6.Notices. Any notice necessary under this Agreement shall be addressed to the Company in care of its Corporate Secretary at the principal executive office of the Company and to Participant at the address appearing in the personnel records of the Company for such Participant or to either party at such other address as either party hereto may hereafter designate in writing to the other. Any such notice shall be deemed effective upon receipt thereof by the addressee.
7.Choice of Law; Jurisdiction; Venue. This Agreement shall be governed by and construed in accordance with the internal laws of the State of Delaware applicable to contracts made and performed wholly within the State of Delaware, without giving effect to the conflict of laws provisions thereof. Any suit, action or proceeding with respect to this Agreement (or any provision incorporated by reference), or any judgment entered by any court in respect of any thereof, shall be brought in any court of competent jurisdiction in the State of Delaware or the State of California, and each of Participant, the Company, and any Permitted Transferees who hold PSUs pursuant to a valid assignment, hereby submits to the exclusive jurisdiction of such courts for the purpose of any such suit, action, proceeding, or judgment. Each of Participant, the Company, and any Permitted Transferees who hold PSUs pursuant to a valid assignment hereby irrevocably waives (a) any objections which it may now or hereafter have to the laying of the venue of any suit, action, or proceeding arising out of or relating to this Agreement brought in any court of competent jurisdiction in the State of Delaware or the State of California, (b) any claim that any such suit, action, or proceeding brought in any such court has been brought in any inconvenient forum and (c) any right to a jury trial.
8.PSU Award Subject to Plan; Amendment. By accepting the PSUs, Participant agrees and acknowledges that Participant has received and read a copy of the Plan. The PSUs granted hereunder are subject to the Plan. The terms and provisions of the Plan, as it may be amended from time to time, are hereby incorporated herein by reference. In the event of a conflict between any term or provision contained herein and a term or provision of the Plan, the applicable terms and provisions of the Plan will govern and prevail. The Committee may waive any conditions or rights under, amend any terms of, or alter, suspend, discontinue, cancel or terminate this Agreement, but no such waiver, amendment, alteration, suspension, discontinuance, cancellation or termination shall materially adversely affect the rights of Participant hereunder without the consent of Participant.

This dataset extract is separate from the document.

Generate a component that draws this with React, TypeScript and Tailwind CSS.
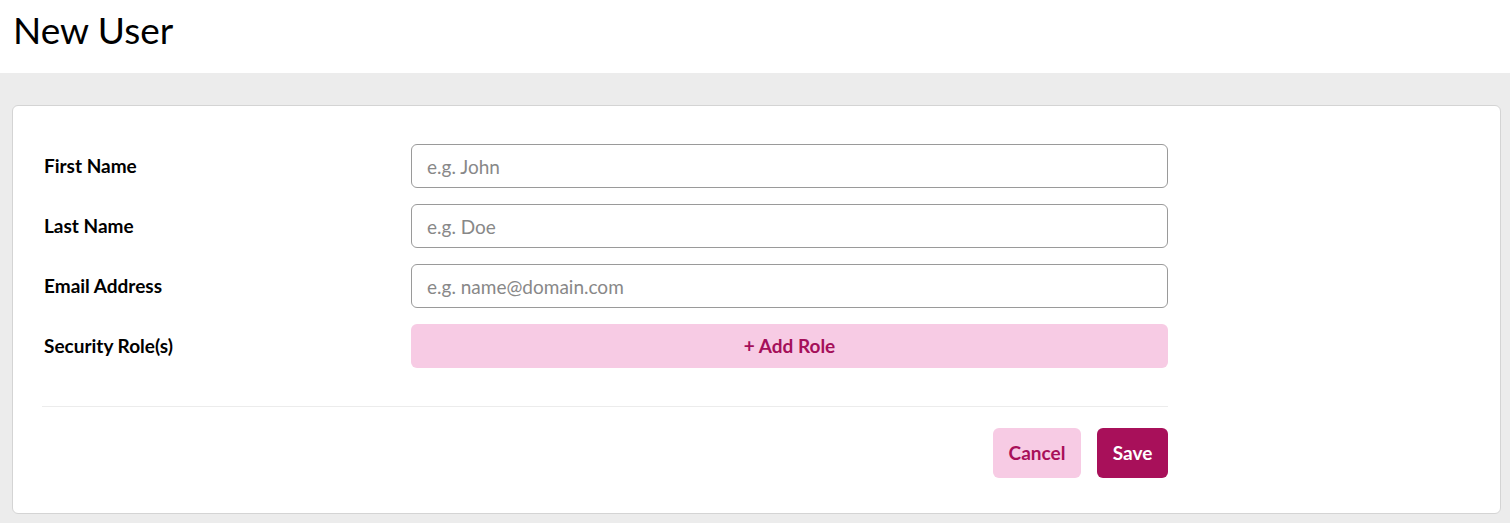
import React from 'react';

const fields = [
  { label: 'First Name', placeholder: 'e.g. John' },
  { label: 'Last Name', placeholder: 'e.g. Doe' },
  { label: 'Email Address', placeholder: 'e.g. name@domain.com' },
];

export default function App() {
  return (
    <div className="min-h-[523px] bg-[#ececec] font-['Lato',sans-serif] text-black">
      <header className="h-[73px] bg-white pl-[13px] pt-[8px]">
        <h1 className="text-[37px] font-normal leading-[44px]">New User</h1>
      </header>

      <main className="pl-[12px] pr-[9px] pt-[32px] pb-[10px]">
        <section className="rounded-[6px] border border-[#d4d4d4] bg-white pl-[29px] pt-[38px] pb-[35px]">
          <div className="w-[1126px]">
            <div className="flex flex-col gap-[16px]">
              {fields.map((f) => (
                <div key={f.label} className="flex items-center">
                  <label className="w-[369px] pl-[2px] text-[19px] font-bold">{f.label}</label>
                  <input
                    placeholder={f.placeholder}
                    className="h-[44px] flex-1 rounded-[6px] border border-[#9a9a9a] px-[15px] text-[19px] placeholder:text-[#888] outline-none"
                  />
                </div>
              ))}
              <div className="flex items-center">
                <span className="w-[369px] pl-[2px] text-[19px] font-bold">Security Role(s)</span>
                <button className="h-[44px] flex-1 rounded-[6px] bg-[#f7cbe4] text-[19px] font-bold text-[#a50f5a]">
                  + Add Role
                </button>
              </div>
            </div>

            <div className="mt-[38px] border-t border-[#ececec]" />

            <div className="mt-[21px] flex justify-end gap-[16px]">
              <button className="h-[50px] w-[88px] rounded-[6px] bg-[#f7cbe4] text-[19px] font-bold text-[#a81059]">
                Cancel
              </button>
              <button className="h-[50px] w-[71px] rounded-[6px] bg-[#a8105a] text-[19px] font-bold text-white">
                Save
              </button>
            </div>
          </div>
        </section>
      </main>
    </div>
  );
}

9.Section 409A. It is intended that the PSUs granted hereunder shall be exempt from Section 409A of the Code pursuant to the "short-term deferral" rule applicable to such section, as set forth in the regulations or other guidance published by the Internal Revenue Service thereunder.
Velocity Financial, Inc.
____________________________________
Xxxxxx X. Xxxxx
Chief Legal Officer and General Counsel
Exhibit A
The actual number of PSUs that will vest (the "Actual Award") will be determined by the Committee based on the [Average Core Net Income Annual Growth] (as defined below) for fiscal years [ ], as follows:
•if the [Average Core Net Income Annual Growth] is between Threshold and Target or between Target and Maximum, the Actual Award will be equal to an amount linearly interpolated between such points
The determinations of [Average Core Net Income Annual Growth] and Actual Awards will be certified by the Committee following [ ]. Each of the [Average Core Net Income Annual Growth] percentages above may be equitably adjusted by the Committee for any of the adjustments factors set forth in Section 12(a) of the Plan and as otherwise determined by the Committee in its reasonable discretion to be necessary to prevent enlargement or diminution of the benefits or potential benefits intended to be provided to Participant.
["Average Core Net Income Growth" is defined as] [ ], each as equitably adjusted by the Committee for any of the adjustments factors set forth in Section 12(a) of the Plan and as otherwise determined by the Committee in its reasonable discretion.
PSUs that remain unvested following such determinations by the Committee shall be forfeited and Participant shall have no further right, title or interest in or to the unvested PSUs or the shares of Common Stock underlying such unvested PSUs.